Fish is a media darling lately, as two research reports tout its benefits. One says it blocks dangerous heart rhythms and the other claims it’s beneficial for diabetic women.
The first study, a review article in the May 27 issue of Circulation: Journal of the American Heart Association, found that eating oily fish such as salmon, tuna or bluefish at least twice a week can prevent sudden cardiac death because fatty acids in the fish block dangerous irregular heart rhythms.
“Animal experiments show that fatty acids from n-3 fish oils are stored in the cell membranes of heart cells and can prevent sudden cardiac death or fatal arrhythmias [irregular heart rhythms],” says review author Alexander Leaf, MD, Jackson Professor of Clinical Medicine Emeritus, Harvard Medical School in Boston. He says that fresh or frozen fish are the best choices but canned tuna can be used if it is packed in water. “Tuna packed in oil is not a good choice because the extra oil will extract the beneficial n-3 oil from the fish,” he says.

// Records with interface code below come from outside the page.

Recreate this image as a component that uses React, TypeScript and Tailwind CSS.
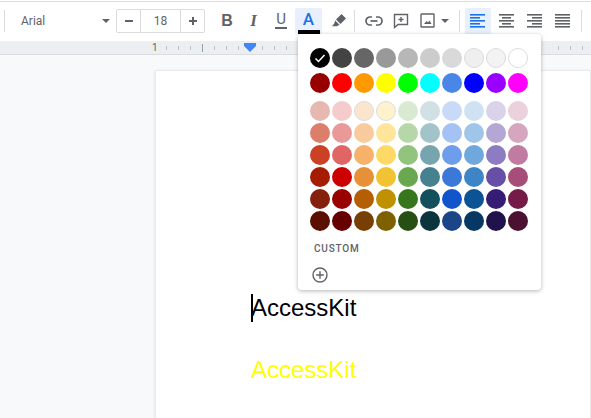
const palette = [
  ['#000000','#434343','#666666','#999999','#b7b7b7','#cccccc','#d9d9d9','#efefef','#f3f3f3','#ffffff'],
  ['#980000','#ff0000','#ff9900','#ffff00','#00ff00','#00ffff','#4a86e8','#0000ff','#9900ff','#ff00ff'],
  ['#e6b8af','#f4cccc','#fce5cd','#fff2cc','#d9ead3','#d0e0e3','#c9daf8','#cfe2f3','#d9d2e9','#ead1dc'],
  ['#dd7e6b','#ea9999','#f9cb9c','#ffe599','#b6d7a8','#a2c4c9','#a4c2f4','#9fc5e8','#b4a7d6','#d5a6bd'],
  ['#cc4125','#e06666','#f6b26b','#ffd966','#93c47d','#76a5af','#6d9eeb','#6fa8dc','#8e7cc3','#c27ba0'],
  ['#a61c00','#cc0000','#e69138','#f1c232','#6aa84f','#45818e','#3c78d8','#3d85c6','#674ea7','#a64d79'],
  ['#85200c','#990000','#b45f06','#bf9000','#38761d','#134f5c','#1155cc','#0b5394','#351c75','#741b47'],
  ['#5b0f00','#660000','#783f04','#7f6000','#274e13','#0c343d','#1c4587','#073763','#20124d','#4c1130'],
];

function Swatch({ c, check }: { c: string; check?: boolean }) {
  const light = ['#efefef', '#f3f3f3', '#ffffff', '#fff2cc', '#fce5cd'].includes(c);
  return (
    <div
      className={`flex h-5 w-5 items-center justify-center rounded-full ${light ? 'border border-[#dadce0]' : ''}`}
      style={{ backgroundColor: c }}
    >
      {check && (
        <svg width="14" height="14" viewBox="0 0 14 14" fill="none" stroke="#fff" strokeWidth="1.5">
          <path d="M2.5 7.5 L5.5 10.5 L11.5 4" />
        </svg>
      )}
    </div>
  );
}

function Sep() {
  return <div className="h-[22px] w-px shrink-0 bg-[#dadce0]" />;
}

function Caret() {
  return <div className="h-0 w-0 border-x-[4px] border-t-[4px] border-x-transparent border-t-[#5f6368]" />;
}

function AlignIcon({ lines, color }: { lines: [number, number][]; color: string }) {
  return (
    <svg width="16" height="16" viewBox="0 0 16 16" fill={color}>
      {lines.map(([x, w], i) => (
        <rect key={i} x={x} y={1 + i * 3} width={w} height="1.6" />
      ))}
    </svg>
  );
}

const rulerTicks = [166, 178, 190, 214, 226, 238, 262, 274, 286, 558, 570, 582];

export default function App() {
  return (
    <div className="relative h-[418px] w-[591px] overflow-hidden bg-[#f8f9fa] font-['Roboto',sans-serif]">
      <div className="h-[2px] border-b border-[#dadce0] bg-white" />
      {/* toolbar */}
      <div className="flex h-[39px] items-center bg-white pb-[2px] text-[#5f6368]">
        <div className="ml-[4px]"><Sep /></div>
        <div className="ml-[16px] flex w-[95px] items-center justify-between pr-[6px] text-[12px]">
          <span>Arial</span>
          <Caret />
        </div>
        <div className="flex h-6 w-[89px] items-center rounded-[2px] border border-[#dadce0] text-[#444746]">
          <div className="flex h-full w-6 items-center justify-center border-r border-[#dadce0]">
            <div className="h-[2px] w-2 bg-[#5f6368]" />
          </div>
          <div className="flex h-full w-10 items-center justify-center border-r border-[#dadce0] text-[12px] text-[#5f6368]">18</div>
          <div className="relative flex h-full flex-1 items-center justify-center">
            <div className="h-[2px] w-2 bg-[#5f6368]" />
            <div className="absolute h-2 w-[2px] bg-[#5f6368]" />
          </div>
        </div>
        <div className="flex w-[32px] justify-center pl-[5px] font-['Liberation_Sans',sans-serif] text-[16px] font-bold">
          <span className="ml-[7px]">B</span>
        </div>
        <div className="flex w-[28px] justify-center font-['Liberation_Serif',serif] text-[17px] font-bold italic">
          <span className="ml-[5px]">I</span>
        </div>
        <div className="flex w-[29px] flex-col items-center">
          <span className="ml-[3px] text-[15px] leading-[15px]">U</span>
          <div className="ml-[3px] h-[2px] w-[12px] bg-[#5f6368]" />
        </div>
        {/* text colour */}
        <div className="ml-[1px] flex h-[26px] w-[27px] flex-col items-center rounded-[2px] bg-[#e8f0fe] text-[#1a73e8]">
          <span className="mt-[2px] text-[17px] font-medium leading-[19px]">A</span>
          <div className="mt-[1px] h-[4px] w-[22px] bg-black" />
        </div>
        <div className="flex w-[33px] justify-center">
          <svg width="16" height="16" viewBox="0 0 16 16" fill="#5f6368">
            <path d="M10.5 1 L15 5.5 L9.5 11 L5 6.5 Z" />
            <path d="M4.2 7.5 L8.5 11.8 L6 13.2 L3.5 13.2 L1 13.2 L3.2 10.5 Z" />
          </svg>
        </div>
        <div className="ml-[-1px]"><Sep /></div>
        <div className="flex w-[37px] justify-center">
          <svg width="18" height="10" viewBox="0 0 18 10" fill="none" stroke="#5f6368" strokeWidth="1.7">
            <path d="M7 1 H5 a4 4 0 0 0 0 8 h2" />
            <path d="M11 1 h2 a4 4 0 0 1 0 8 h-2" />
            <path d="M5.5 5 h7" />
          </svg>
        </div>
        <div className="flex w-[17px] justify-center">
          <svg width="16" height="16" viewBox="0 0 16 16" fill="none" stroke="#5f6368" strokeWidth="1.4" className="shrink-0">
            <path d="M1.5 1.5 H14.5 V11.5 H5 L1.5 14.5 Z" />
            <path d="M8 4 V9 M5.5 6.5 H10.5" />
          </svg>
        </div>
        <div className="ml-[11px] flex w-[15px] justify-center">
          <svg width="15" height="15" viewBox="0 0 15 15" fill="none" stroke="#5f6368" strokeWidth="1.4" className="shrink-0">
            <rect x="1" y="1" width="13" height="13" rx="0.5" />
            <path d="M4 11 L6.5 8 L8 9.5 L9.5 7.5 L11.5 11 Z" fill="#5f6368" stroke="none" />
          </svg>
        </div>
        <div className="ml-[6px]"><Caret /></div>
        <div className="ml-[10px]"><Sep /></div>
        <div className="ml-[5px] flex h-[26px] w-[26px] items-center justify-center rounded-[2px] bg-[#e8f0fe]">
          <AlignIcon color="#1a73e8" lines={[[0,15],[0,10],[0,15],[0,10],[0,15]]} />
        </div>
        <div className="ml-[2px] flex w-[28px] justify-center">
          <AlignIcon color="#5f6368" lines={[[0,15],[3,9],[0,15],[3,9],[0,15]]} />
        </div>
        <div className="flex w-[28px] justify-center">
          <AlignIcon color="#5f6368" lines={[[0,15],[5,10],[0,15],[5,10],[0,15]]} />
        </div>
        <div className="flex w-[27px] justify-center">
          <AlignIcon color="#5f6368" lines={[[0,15],[0,15],[0,15],[0,15],[0,15]]} />
        </div>
        <div className="ml-[5px]"><Sep /></div>
      </div>
      {/* ruler */}
      <div className="relative h-[14px] border-b border-[#dadce0] bg-[#eceff1]">
        <span className="absolute left-[152px] top-0 text-[10px] leading-[14px] text-[#5f6368]">1</span>
        {rulerTicks.map((x) => (
          <div key={x} className="absolute top-[5px] h-[4px] w-px bg-[#bdc1c6]" style={{ left: x }} />
        ))}
        <div className="absolute left-[202px] top-[3px] h-[8px] w-px bg-[#9aa0a6]" />
        <div className="absolute left-[244px] top-[2px] h-[3px] w-[12px] bg-[#4285f4]" />
        <div className="absolute left-[244px] top-[5px] h-0 w-0 border-x-[6px] border-t-[6px] border-x-transparent border-t-[#4285f4]" />
      </div>
      {/* page */}
      <div className="ml-[155px] mt-[15px] h-[400px] border border-[#e8eaed] bg-white pl-[95px] pt-[223px] font-['Liberation_Sans',sans-serif] text-[24px] leading-[28px] shadow-sm">
        <div className="relative text-black">
          <div className="absolute left-0 top-0 h-[28px] w-[2px] bg-black" />
          AccessKit
        </div>
        <div className="mt-[34px] text-[#ffff00]">AccessKit</div>
      </div>
      {/* colour menu */}
      <div className="absolute left-[298px] top-[34px] h-[256px] w-[243px] rounded-[4px] bg-white px-[12px] pt-[14px] shadow-[0_1px_4px_rgba(0,0,0,0.3)]">
        <div className="flex flex-col gap-[2px]">
          {palette.map((row, i) => (
            <div key={i} className={`flex gap-[2px] ${i === 1 ? 'mb-[3px] mt-[3px]' : ''} ${i === 2 ? 'mt-[3px]' : ''}`}>
              {row.map((c, j) => (
                <Swatch key={c + j} c={c} check={i === 0 && j === 0} />
              ))}
            </div>
          ))}
        </div>
        <div className="ml-[4px] mt-[11px] text-[10px] font-medium leading-[14px] tracking-[0.8px] text-[#5f6368]">CUSTOM</div>
        <svg width="16" height="16" viewBox="0 0 16 16" fill="none" stroke="#5f6368" strokeWidth="1.4" className="ml-[2px] mt-[11px]">
          <circle cx="8" cy="8" r="7" />
          <path d="M8 4.2 V11.8 M4.2 8 H11.8" />
        </svg>
      </div>
    </div>
  );
}
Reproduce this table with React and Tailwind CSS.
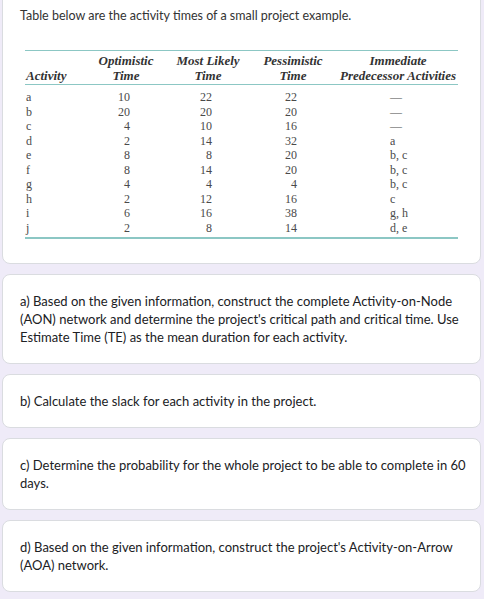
import React from 'react';

const rows = [
  ['a', '10', '22', '22', '—'],
  ['b', '20', '20', '20', '—'],
  ['c', '4', '10', '16', '—'],
  ['d', '2', '14', '32', 'a'],
  ['e', '8', '8', '20', 'b, c'],
  ['f', '8', '14', '20', 'b, c'],
  ['g', '4', '4', '4', 'b, c'],
  ['h', '2', '12', '16', 'c'],
  ['i', '6', '16', '38', 'g, h'],
  ['j', '2', '8', '14', 'd, e'],
];

const questions = [
  "a) Based on the given information, construct the complete Activity-on-Node (AON) network and determine the project's critical path and critical time. Use Estimate Time (TE) as the mean duration for each activity.",
  'b) Calculate the slack for each activity in the project.',
  'c) Determine the probability for the whole project to be able to complete in 60 days.',
  "d) Based on the given information, construct the project's Activity-on-Arrow (AOA) network.",
];

const serif = { fontFamily: '"Liberation Serif", "Times New Roman", serif' };

const ActivityTable = () => (
  <div className="ml-[5px] mt-[25px] mb-[7px] w-[433px]" style={serif}>
    <div className="h-px bg-[#8cc7c4]" />
    <div className="grid grid-cols-[70px_62px_102px_68px_131px] pt-[2px] pb-px text-[13px] leading-[15px] font-bold italic text-[#333]">
      <div className="flex items-end pl-px">Activity</div>
      <div className="text-center">Optimistic<br />Time</div>
      <div className="text-center">Most Likely<br />Time</div>
      <div className="text-center">Pessimistic<br />Time</div>
      <div className="pl-[11px] text-center whitespace-nowrap">Immediate<br />Predecessor Activities</div>
    </div>
    <div className="h-px bg-[#8cc7c4]" />
    <div className="pt-[5px] pb-[2px] text-[12px] leading-[14.5px] text-[#4a4a4a]">
      {rows.map((r) => (
        <div key={r[0]} className="grid grid-cols-[70px_62px_102px_68px_131px]">
          <div className="pl-px">{r[0]}</div>
          <div className="text-right pr-[27px]">{r[1]}</div>
          <div className="text-right pr-[47px]">{r[2]}</div>
          <div className="text-right pr-[30px]">{r[3]}</div>
          <div className="pl-[63px]">{r[4]}</div>
        </div>
      ))}
    </div>
    <div className="h-[1.5px] bg-[#8cc7c4]" />
  </div>
);

const Card = ({ children, className = '' }) => (
  <div className={`bg-white border border-[#dadce0] rounded-lg pl-[17px] pr-[12px] py-[17px] ${className}`}>
    {children}
  </div>
);

export default function App() {
  return (
    <div
      className="min-h-[599px] bg-[#efebf8] pl-[2px] pr-[3px] pb-[6px] overflow-hidden text-[#202124]"
      style={{ fontFamily: 'Lato, "Noto Sans", sans-serif' }}
    >
      <div className="flex flex-col gap-[10px]">
        <Card className="-mt-[11px]">
          <p className="text-[12.5px] leading-[18px] text-[#333]">
            Table below are the activity times of a small project example.
          </p>
          <ActivityTable />
        </Card>
        {questions.map((q) => (
          <Card key={q}>
            <p className="text-[13px] leading-[18px]">{q}</p>
          </Card>
        ))}
      </div>
    </div>
  );
}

In the second study, published in the April 1 issue of Circulation: Journal of the American Heart Association, researchers reported that eating fish regularly reduced the risk of heart disease in diabetic women by as much as 64 percent.
“Previous studies have found that fish consumption reduces risk of heart disease in a largely healthy population,” says Frank B. Hu, MD, lead author and associate professor of nutrition and epidemiology at the Harvard School of Public Health in Boston. “This is the first study to look at the relationship among diabetic patients, who have very high risk of heart disease.”